An investigation showed that one of the two suspects, both killed in the blast, was a 39-year-old man from Xayar county in southern Xinjiang’s Aksu prefecture, Xinhua said, citing police. The two were involved in religious extremism, Xinhua said.
“Over the last decade, the Chinese party state has intensified its hold over Uighurs,” said James Leibold, a Senior Lecturer in Chinese Politics and Asian Studies at La Trobe University in Australia. “There’s also been an intensification of the party’s involvement in daily life through things like Xi’s mass line campaign and encouraging more Mandarin-language education in Xinjiang.”
Xinjiang is home to more than 10 million Uighurs, a mostly Muslim Turkic people who have long resented living under Chinese rule. Ethnic riots in 2009 in Urumqi, the provincial capital, killed 197 people and injured more than 1,700, according to state-run media.
“China thinks they have a real problem on their hands and that’s evident with Xi’s trip to Xinjiang this week and his frequent mentioning of counter-terrorism efforts,” Leibold said.
Pictures that circulated briefly on the Internet that purported to be of the blast scene showed luggage and debris strewn across the road outside the station. Some luggage and damaged motorcycles were left on the scene, Xinhua said. Two calls to Ailati Aishan, secretary general of the regional government, went unanswered today, the Labor Day national holiday in China.
Xi arrived in Xinjiang on April 27, according to official media, visiting schools, factories and companies as well as inspecting local armed police and watching a military exercise during his four-day tour.
Long-term stability in Xinjiang is vital to China’s stability and national security, Xi said, according to a Xinhua report. Safeguarding the country’s unity and fighting separatism are of the utmost importance and in the basic interests of all ethnic groups in Xinjiang, he said, according to Xinhua.

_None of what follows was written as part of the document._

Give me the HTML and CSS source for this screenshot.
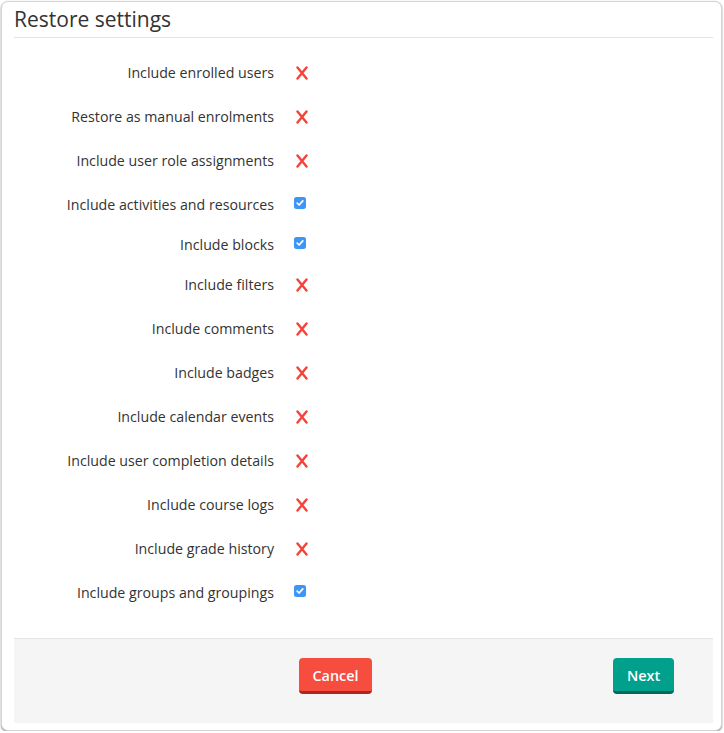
FILE: index.html
```html
<!DOCTYPE html>
<html>
<head>
<meta charset="utf-8">
<link rel="stylesheet" href="styles.css">
</head>
<body>
<div class="card">
  <h2 class="title">Restore settings</h2>
  <div class="rows">
    <div class="row"><span class="label">Include enrolled users</span><span class="no"><svg viewBox="0 0 12 14" width="12" height="14"><path d="M1.5 1.5 L10.5 12.5 M10.5 1.5 L1.5 12.5"/></svg></span></div>
    <div class="row"><span class="label">Restore as manual enrolments</span><span class="no"><svg viewBox="0 0 12 14" width="12" height="14"><path d="M1.5 1.5 L10.5 12.5 M10.5 1.5 L1.5 12.5"/></svg></span></div>
    <div class="row"><span class="label">Include user role assignments</span><span class="no"><svg viewBox="0 0 12 14" width="12" height="14"><path d="M1.5 1.5 L10.5 12.5 M10.5 1.5 L1.5 12.5"/></svg></span></div>
    <div class="row check"><span class="label">Include activities and resources</span><span class="box"><svg viewBox="0 0 12 12" width="12" height="12"><rect width="12" height="12" rx="2.5"/><path d="M3.2 6.2 L5.1 8 L8.8 3.9"/></svg></span></div>
    <div class="row check"><span class="label">Include blocks</span><span class="box"><svg viewBox="0 0 12 12" width="12" height="12"><rect width="12" height="12" rx="2.5"/><path d="M3.2 6.2 L5.1 8 L8.8 3.9"/></svg></span></div>
    <div class="row"><span class="label">Include filters</span><span class="no"><svg viewBox="0 0 12 14" width="12" height="14"><path d="M1.5 1.5 L10.5 12.5 M10.5 1.5 L1.5 12.5"/></svg></span></div>
    <div class="row"><span class="label">Include comments</span><span class="no"><svg viewBox="0 0 12 14" width="12" height="14"><path d="M1.5 1.5 L10.5 12.5 M10.5 1.5 L1.5 12.5"/></svg></span></div>
    <div class="row"><span class="label">Include badges</span><span class="no"><svg viewBox="0 0 12 14" width="12" height="14"><path d="M1.5 1.5 L10.5 12.5 M10.5 1.5 L1.5 12.5"/></svg></span></div>
    <div class="row"><span class="label">Include calendar events</span><span class="no"><svg viewBox="0 0 12 14" width="12" height="14"><path d="M1.5 1.5 L10.5 12.5 M10.5 1.5 L1.5 12.5"/></svg></span></div>
    <div class="row"><span class="label">Include user completion details</span><span class="no"><svg viewBox="0 0 12 14" width="12" height="14"><path d="M1.5 1.5 L10.5 12.5 M10.5 1.5 L1.5 12.5"/></svg></span></div>
    <div class="row"><span class="label">Include course logs</span><span class="no"><svg viewBox="0 0 12 14" width="12" height="14"><path d="M1.5 1.5 L10.5 12.5 M10.5 1.5 L1.5 12.5"/></svg></span></div>
    <div class="row"><span class="label">Include grade history</span><span class="no"><svg viewBox="0 0 12 14" width="12" height="14"><path d="M1.5 1.5 L10.5 12.5 M10.5 1.5 L1.5 12.5"/></svg></span></div>
    <div class="row check"><span class="label">Include groups and groupings</span><span class="box"><svg viewBox="0 0 12 12" width="12" height="12"><rect width="12" height="12" rx="2.5"/><path d="M3.2 6.2 L5.1 8 L8.8 3.9"/></svg></span></div>
  </div>
  <div class="footer">
    <button class="btn cancel">Cancel</button>
    <button class="btn next">Next</button>
  </div>
</div>
</body>
</html>
```

FILE: styles.css
```css
html, body {
  margin: 0;
  padding: 0;
  background: #ffffff;
}
body {
  font-family: "Open Sans", "Liberation Sans", sans-serif;
  color: #333333;
}
.card {
  box-sizing: border-box;
  margin: 1px 0 0 1px;
  width: 721px;
  height: 730px;
  border: 1px solid #d4d4d4;
  border-radius: 7px;
  box-shadow: 0 1px 2px rgba(0, 0, 0, 0.45);
  padding: 5px 8px 0 12px;
  background: #fff;
}
.title {
  margin: 0;
  font-size: 21px;
  font-weight: 400;
  line-height: 24px;
  color: #333;
  padding-bottom: 6px;
  border-bottom: 1px solid #e3e3e3;
}
.rows {
  padding-top: 12px;
}
.row {
  display: flex;
  align-items: center;
  height: 44px;
}
.row.check {
  height: 40px;
  box-sizing: border-box;
  padding-top: 4px;
}
.label {
  width: 260px;
  text-align: right;
  font-size: 14.2px;
  color: #333;
}
.no {
  display: flex;
  margin-left: 22px;
  margin-top: 1px;
}
.no svg path {
  stroke: #f7423a;
  stroke-width: 2.4;
  stroke-linecap: round;
  fill: none;
}
.box {
  display: flex;
  margin-left: 20px;
  margin-top: -2px;
}
.box svg rect {
  fill: #3d96f5;
}
.box svg path {
  stroke: #ffffff;
  stroke-width: 1.7;
  stroke-linecap: round;
  stroke-linejoin: round;
  fill: none;
}
.footer {
  margin-top: 28px;
  height: 85px;
  box-sizing: border-box;
  background: #f5f5f5;
  border-top: 1px solid #e5e5e5;
  display: flex;
  align-items: flex-start;
  justify-content: space-between;
  padding: 19px 39px 0 285px;
}
.btn {
  font-family: "Open Sans", "Liberation Sans", sans-serif;
  font-size: 14.4px;
  font-weight: 600;
  color: #fff;
  border: 0;
  border-radius: 4px;
  height: 36px;
  box-sizing: border-box;
  padding: 0;
  line-height: 35px;
}
.cancel {
  width: 73px;
  background: #f64d3f;
  border-bottom: 3px solid #a9291f;
}
.next {
  width: 61px;
  background: #00a08c;
  border-bottom: 3px solid #00695c;
}
```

The Munich-based World Uyghur Congress is gathering information about the incident, according to spokesman Dilxat Raxit. Xi’s remarks during his trip to Xinjiang “were threats and provocations to the Uighur,” he said. “He was there openly inciting the armed forces to suppress the Uighur.”
In a now deleted posting, one county government in northern Xinjiang encouraged residents to report the people growing beards and “conducting illegal religious activities” to the police, according to the state-run Global Times newspaper. Rewards for information ranged between 50 yuan and 50,000 yuan, the newspaper said.
Over the next three years, the government plans to send 200,000 cadres to towns and villages throughout Xinjiang, most of them ethnically Han. Officials are posting their stories on a public account on Tencent Holdings Ltd.’s WeChat messaging service, with photos showing rural outreach and the buying of books for studying Uighur.
In November, the country’s security minister, Guo Shengkun, paid unannounced, after-dark visits to Beijing’s subway stations after an Oct. 28 attack near Tiananmen Square, where a sport-utility vehicle plowed into a crowd and burst into flames, killing the three occupants and two bystanders. Officials blamed Uighur separatists for the attack and called it an act of terrorism.